* _What the task requires_: Find the string "index" and gather every line that holds it.

* _Data provided_:
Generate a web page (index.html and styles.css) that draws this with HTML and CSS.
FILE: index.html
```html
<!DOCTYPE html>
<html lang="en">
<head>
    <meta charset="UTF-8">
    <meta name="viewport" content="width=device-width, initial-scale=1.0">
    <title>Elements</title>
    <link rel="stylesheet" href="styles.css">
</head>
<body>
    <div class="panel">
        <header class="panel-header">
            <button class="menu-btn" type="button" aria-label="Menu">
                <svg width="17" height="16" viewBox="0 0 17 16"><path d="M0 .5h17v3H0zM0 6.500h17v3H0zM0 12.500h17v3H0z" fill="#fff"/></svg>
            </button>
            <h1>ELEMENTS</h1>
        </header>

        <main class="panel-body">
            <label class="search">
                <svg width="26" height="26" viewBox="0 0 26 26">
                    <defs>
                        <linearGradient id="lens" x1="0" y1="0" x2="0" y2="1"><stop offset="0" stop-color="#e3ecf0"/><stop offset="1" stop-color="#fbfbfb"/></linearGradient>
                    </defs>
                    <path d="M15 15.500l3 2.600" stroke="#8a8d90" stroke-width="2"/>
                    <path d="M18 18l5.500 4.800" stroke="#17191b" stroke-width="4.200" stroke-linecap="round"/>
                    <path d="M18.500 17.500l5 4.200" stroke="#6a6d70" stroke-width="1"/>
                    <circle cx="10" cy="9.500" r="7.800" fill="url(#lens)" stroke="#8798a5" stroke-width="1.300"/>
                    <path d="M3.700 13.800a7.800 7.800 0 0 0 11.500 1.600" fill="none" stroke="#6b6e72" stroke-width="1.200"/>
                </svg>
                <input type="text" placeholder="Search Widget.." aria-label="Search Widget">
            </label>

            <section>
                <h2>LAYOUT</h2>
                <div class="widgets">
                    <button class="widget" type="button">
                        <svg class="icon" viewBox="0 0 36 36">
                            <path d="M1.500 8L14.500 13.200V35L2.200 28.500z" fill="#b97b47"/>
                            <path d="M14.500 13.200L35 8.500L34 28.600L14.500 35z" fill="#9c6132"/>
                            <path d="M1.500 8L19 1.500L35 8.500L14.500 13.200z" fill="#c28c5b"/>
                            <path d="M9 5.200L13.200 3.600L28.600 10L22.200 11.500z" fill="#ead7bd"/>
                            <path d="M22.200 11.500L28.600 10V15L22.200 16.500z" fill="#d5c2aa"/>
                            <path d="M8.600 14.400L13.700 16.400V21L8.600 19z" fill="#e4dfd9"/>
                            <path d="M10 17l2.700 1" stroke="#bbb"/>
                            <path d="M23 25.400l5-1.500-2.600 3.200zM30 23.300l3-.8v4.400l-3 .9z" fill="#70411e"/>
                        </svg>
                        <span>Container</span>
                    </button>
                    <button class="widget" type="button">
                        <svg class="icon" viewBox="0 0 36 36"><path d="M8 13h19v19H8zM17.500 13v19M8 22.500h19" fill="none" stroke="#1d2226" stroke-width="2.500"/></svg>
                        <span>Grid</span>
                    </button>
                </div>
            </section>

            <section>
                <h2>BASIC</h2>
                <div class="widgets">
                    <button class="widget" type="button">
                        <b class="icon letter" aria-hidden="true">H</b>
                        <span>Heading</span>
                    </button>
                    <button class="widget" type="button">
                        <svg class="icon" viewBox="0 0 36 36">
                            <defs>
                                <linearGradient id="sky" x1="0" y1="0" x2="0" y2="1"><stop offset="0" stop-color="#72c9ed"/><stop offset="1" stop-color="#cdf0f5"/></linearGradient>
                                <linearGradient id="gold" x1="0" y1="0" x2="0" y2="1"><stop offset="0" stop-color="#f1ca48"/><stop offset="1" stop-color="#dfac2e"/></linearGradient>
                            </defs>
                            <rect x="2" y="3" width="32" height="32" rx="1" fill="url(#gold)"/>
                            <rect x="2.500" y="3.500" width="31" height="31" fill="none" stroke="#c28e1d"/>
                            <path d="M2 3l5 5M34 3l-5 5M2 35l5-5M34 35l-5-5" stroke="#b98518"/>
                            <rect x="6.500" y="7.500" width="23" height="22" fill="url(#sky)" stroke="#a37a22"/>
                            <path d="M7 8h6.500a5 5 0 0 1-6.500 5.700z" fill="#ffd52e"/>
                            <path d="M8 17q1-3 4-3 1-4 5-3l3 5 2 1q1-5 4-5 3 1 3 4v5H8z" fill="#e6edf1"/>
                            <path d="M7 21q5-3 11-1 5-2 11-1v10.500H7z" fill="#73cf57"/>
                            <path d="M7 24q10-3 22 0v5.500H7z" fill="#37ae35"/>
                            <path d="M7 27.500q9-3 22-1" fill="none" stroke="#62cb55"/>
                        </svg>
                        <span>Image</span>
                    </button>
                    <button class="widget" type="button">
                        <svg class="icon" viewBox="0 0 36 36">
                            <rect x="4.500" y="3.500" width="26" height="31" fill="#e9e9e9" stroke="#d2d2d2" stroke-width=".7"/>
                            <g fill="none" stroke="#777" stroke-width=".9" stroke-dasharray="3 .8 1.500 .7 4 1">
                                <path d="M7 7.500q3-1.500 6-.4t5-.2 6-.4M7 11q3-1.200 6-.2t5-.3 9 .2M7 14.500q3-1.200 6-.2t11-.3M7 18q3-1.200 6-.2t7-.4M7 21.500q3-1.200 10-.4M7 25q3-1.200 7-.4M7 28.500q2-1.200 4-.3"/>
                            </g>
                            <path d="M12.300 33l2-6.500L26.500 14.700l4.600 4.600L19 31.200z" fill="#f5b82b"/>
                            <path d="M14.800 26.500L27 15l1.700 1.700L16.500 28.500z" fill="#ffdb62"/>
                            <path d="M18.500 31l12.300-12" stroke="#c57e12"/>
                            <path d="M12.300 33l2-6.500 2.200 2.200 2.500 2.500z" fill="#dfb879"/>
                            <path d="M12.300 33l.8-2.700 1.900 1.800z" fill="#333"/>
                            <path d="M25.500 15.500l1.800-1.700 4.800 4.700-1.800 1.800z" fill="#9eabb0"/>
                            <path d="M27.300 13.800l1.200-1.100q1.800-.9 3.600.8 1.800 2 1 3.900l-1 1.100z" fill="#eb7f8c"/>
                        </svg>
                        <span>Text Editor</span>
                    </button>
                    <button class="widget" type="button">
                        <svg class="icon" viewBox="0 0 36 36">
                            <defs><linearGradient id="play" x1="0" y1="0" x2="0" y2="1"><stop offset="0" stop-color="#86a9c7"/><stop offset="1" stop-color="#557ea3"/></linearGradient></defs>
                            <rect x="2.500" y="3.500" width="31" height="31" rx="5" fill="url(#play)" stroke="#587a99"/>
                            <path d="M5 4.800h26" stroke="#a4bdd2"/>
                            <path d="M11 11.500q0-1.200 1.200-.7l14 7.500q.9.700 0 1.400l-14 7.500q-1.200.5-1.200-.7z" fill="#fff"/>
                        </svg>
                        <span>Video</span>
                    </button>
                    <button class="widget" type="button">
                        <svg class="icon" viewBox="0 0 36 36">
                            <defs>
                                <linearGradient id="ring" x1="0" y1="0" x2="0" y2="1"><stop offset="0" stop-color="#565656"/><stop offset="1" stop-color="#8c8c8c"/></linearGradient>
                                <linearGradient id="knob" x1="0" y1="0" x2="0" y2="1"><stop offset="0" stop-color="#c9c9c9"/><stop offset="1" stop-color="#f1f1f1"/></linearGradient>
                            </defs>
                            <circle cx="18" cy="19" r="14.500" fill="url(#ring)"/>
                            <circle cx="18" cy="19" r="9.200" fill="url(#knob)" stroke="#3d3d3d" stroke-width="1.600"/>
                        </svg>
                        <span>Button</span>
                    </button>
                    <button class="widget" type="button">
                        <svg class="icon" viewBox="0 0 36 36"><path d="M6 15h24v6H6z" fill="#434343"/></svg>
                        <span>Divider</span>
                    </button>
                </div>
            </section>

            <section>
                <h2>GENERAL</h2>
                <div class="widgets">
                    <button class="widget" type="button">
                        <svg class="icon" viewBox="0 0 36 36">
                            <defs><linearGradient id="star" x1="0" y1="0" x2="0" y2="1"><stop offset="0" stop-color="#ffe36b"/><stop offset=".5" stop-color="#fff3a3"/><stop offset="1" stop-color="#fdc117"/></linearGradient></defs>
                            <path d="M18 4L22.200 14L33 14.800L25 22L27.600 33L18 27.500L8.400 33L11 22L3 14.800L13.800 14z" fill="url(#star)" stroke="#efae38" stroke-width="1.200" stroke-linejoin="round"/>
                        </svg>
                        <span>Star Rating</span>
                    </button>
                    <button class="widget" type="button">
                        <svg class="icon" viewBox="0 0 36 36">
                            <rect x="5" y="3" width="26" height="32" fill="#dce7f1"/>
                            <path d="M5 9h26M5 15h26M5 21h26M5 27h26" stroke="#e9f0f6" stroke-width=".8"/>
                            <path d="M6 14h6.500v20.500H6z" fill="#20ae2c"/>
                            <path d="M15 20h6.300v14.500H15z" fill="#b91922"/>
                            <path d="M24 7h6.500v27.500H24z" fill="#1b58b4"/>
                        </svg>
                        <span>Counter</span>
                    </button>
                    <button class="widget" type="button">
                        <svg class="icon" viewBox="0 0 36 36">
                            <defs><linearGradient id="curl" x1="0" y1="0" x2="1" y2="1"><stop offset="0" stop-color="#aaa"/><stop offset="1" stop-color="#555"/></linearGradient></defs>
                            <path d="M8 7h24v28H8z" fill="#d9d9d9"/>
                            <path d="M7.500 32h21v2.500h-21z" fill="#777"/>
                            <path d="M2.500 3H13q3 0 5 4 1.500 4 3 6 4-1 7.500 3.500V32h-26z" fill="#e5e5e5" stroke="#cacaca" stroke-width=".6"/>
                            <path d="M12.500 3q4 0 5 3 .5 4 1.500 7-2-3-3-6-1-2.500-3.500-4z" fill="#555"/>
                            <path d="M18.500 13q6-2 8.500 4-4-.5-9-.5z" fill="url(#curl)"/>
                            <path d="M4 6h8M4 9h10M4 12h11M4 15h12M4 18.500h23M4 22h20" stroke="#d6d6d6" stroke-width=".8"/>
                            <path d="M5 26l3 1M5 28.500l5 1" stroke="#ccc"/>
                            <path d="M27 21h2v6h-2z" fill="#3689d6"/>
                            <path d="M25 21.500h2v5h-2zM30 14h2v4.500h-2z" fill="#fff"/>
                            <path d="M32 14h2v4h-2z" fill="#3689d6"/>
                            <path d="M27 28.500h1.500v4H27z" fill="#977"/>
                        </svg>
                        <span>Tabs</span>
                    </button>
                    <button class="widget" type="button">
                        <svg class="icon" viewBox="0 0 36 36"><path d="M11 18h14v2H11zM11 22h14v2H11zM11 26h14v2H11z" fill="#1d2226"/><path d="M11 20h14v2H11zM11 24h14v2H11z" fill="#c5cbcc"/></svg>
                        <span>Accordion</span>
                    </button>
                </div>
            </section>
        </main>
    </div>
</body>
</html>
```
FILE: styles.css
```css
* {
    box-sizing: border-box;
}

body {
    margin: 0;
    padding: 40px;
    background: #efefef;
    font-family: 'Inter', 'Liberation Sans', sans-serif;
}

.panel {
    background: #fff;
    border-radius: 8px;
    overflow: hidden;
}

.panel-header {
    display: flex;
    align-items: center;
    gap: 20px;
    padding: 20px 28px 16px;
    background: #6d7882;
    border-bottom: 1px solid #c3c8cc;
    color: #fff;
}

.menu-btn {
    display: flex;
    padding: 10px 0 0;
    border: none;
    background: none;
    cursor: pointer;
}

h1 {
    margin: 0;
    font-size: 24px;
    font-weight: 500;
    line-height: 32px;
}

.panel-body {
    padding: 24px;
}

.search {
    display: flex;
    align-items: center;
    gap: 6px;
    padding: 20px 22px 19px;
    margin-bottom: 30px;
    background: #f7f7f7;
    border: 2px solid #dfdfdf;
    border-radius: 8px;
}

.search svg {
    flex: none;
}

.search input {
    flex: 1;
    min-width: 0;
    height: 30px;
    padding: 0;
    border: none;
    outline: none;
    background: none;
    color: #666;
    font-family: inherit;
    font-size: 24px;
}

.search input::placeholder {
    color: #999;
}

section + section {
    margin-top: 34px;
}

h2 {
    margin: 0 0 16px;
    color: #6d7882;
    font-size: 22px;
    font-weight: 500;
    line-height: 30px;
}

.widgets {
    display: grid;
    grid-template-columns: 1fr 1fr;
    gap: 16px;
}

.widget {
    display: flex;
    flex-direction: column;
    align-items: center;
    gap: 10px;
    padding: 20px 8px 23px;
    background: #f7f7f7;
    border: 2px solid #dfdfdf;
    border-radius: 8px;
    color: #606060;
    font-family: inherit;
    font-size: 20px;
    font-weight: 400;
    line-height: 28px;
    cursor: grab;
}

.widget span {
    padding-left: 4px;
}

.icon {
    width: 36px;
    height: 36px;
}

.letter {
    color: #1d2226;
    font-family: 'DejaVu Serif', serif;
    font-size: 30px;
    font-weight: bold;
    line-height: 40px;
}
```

* _Full solution_:
Generate a web page (index.html and styles.css) that draws this with HTML and CSS.
FILE: index.html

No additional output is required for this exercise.